Home » News » Kerala High Court Upheld Ban on the Religious Sacrifice of Animals Under Kerala Animals and Birds Sacrifices Prohibition Act

Kerala High Court has rejected a petition and upheld the constitutional validity of the Kerala Animals and Birds Sacrifices Prohibition Act, 1968 which prohibits the sacrifice of birds and animals for the propitiation of deity.

A petition was moved before Kerala High Court by petitioner Muraleedharan T and Vimal C V, both natives of Kozhikode seeking declaring the Sacrifice Prohibition Act unconstitutional, discriminatory, and void. The petitioner stated in his plea that the legislation is restricting them from practicing the Hindu religion and doesn’t want any kind of interference in such religious practices of sacrificing the animals and birds.
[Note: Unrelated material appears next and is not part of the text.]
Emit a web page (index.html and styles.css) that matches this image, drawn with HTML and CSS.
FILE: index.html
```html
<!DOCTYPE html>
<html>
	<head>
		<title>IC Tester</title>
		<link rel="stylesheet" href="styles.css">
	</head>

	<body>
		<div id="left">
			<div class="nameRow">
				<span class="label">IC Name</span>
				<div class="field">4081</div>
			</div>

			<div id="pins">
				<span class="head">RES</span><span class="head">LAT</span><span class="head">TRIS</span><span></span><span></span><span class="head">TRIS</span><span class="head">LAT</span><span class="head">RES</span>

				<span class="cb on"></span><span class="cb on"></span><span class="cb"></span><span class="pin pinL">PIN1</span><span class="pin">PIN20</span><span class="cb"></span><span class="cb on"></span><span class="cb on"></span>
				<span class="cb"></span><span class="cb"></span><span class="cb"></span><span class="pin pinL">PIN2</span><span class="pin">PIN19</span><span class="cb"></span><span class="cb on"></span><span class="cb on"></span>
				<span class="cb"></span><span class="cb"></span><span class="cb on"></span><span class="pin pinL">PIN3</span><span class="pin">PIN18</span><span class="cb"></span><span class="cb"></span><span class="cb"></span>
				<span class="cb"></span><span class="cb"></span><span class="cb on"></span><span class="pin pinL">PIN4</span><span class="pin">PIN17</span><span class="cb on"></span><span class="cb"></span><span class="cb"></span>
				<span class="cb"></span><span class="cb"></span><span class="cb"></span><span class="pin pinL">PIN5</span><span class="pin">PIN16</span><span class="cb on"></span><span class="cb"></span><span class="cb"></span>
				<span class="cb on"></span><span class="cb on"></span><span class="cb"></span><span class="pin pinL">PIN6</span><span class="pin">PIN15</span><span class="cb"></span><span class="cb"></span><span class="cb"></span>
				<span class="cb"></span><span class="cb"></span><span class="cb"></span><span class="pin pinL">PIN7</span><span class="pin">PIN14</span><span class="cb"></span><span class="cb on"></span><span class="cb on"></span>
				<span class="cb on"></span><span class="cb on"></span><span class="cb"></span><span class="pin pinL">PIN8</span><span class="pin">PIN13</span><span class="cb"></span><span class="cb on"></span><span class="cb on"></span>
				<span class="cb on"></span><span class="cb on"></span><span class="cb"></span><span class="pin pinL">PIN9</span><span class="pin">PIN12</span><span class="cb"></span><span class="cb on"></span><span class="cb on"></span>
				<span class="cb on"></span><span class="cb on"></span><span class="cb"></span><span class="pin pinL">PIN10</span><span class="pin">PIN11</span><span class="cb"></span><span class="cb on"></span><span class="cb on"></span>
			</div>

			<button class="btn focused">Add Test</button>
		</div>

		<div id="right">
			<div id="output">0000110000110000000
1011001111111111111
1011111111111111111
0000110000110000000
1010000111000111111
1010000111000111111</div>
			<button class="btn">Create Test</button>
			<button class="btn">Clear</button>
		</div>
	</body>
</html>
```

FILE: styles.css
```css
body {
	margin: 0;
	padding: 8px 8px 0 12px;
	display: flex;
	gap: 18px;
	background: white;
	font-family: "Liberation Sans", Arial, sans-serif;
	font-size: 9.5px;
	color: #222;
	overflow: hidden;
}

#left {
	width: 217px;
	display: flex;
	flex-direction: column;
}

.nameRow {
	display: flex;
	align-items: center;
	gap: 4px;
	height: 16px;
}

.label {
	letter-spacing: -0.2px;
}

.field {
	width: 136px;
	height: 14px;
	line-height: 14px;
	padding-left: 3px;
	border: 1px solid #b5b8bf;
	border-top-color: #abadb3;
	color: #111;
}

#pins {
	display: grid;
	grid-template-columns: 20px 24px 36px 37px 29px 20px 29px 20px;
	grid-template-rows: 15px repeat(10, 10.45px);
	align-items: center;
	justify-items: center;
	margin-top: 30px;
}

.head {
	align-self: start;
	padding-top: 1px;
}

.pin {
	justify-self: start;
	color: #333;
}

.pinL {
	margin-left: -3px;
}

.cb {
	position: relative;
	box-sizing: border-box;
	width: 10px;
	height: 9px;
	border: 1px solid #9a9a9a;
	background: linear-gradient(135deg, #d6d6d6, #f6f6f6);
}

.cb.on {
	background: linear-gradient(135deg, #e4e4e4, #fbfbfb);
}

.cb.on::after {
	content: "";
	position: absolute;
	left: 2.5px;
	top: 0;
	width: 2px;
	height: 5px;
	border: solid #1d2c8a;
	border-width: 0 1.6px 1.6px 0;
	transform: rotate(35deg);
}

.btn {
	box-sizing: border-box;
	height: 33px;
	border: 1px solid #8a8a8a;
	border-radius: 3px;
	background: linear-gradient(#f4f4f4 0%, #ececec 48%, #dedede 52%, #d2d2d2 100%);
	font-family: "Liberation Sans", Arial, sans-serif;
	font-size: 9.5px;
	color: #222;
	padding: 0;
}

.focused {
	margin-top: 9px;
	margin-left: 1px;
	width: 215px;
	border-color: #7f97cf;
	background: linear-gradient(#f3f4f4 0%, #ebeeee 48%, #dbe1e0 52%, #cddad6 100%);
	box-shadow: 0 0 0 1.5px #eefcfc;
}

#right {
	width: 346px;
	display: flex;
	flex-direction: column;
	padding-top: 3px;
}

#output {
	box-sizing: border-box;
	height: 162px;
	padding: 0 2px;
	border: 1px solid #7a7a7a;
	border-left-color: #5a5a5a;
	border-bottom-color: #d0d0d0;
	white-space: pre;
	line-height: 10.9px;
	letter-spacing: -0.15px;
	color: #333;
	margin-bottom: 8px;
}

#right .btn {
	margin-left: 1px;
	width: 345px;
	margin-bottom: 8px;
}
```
The petitioners also added to their plea that the other religions like Christianity and Islam have a similar set of practices, and propitiating sacrifice to Jehovah is considered as a sacrament as per Biblical tenets. They also argued that killing is not a prohibited act, but the propitiation of deity is a prohibited act. It dehors their fundamental rights as Hindus to practice and profess religion, as per Articles 25 and 26 of the Constitution.

The bench comprising of Chief Justice S Manikumar and Justice Shaji P Chaly said that with due regard to the argument advanced Section 28 of the Prevention of Cruelty to Animals Act, 1968, that nothing contained in this Act shall render it an offence to kill any animal, in a manner required by the religion of any community, there are no materials on record to substantiate which community of the religion is required under the Hindu or any other religion, to kill an animal, for propitiating, if not personal consumption, in the manner required in the religion.

The bench also stated that we are also of the view that the expression used in Section 28 is ‘killing’ and not sacrifice and, therefore, the said provision is intended to protect the manner of killing by any particular community, but not for any religious purpose.

“Therefore, merely by stating that freedom of conscience and free profession, practice and propagation as well as freedom to manage religious affairs are protected under Articles 25 and 26 of the Constitution of India, the petitioners are entitled to get the reliefs as sought for, to continue with sacrifices for propitiating any deity, cannot be sustained. So much so, no materials are forthcoming to establish that sacrificing animals and birds are essentials of the religion to drive home the case that Act, 1968 is interfering with Articles 25 and 26 of the Constitution,” stated the Kerala High Court judgment.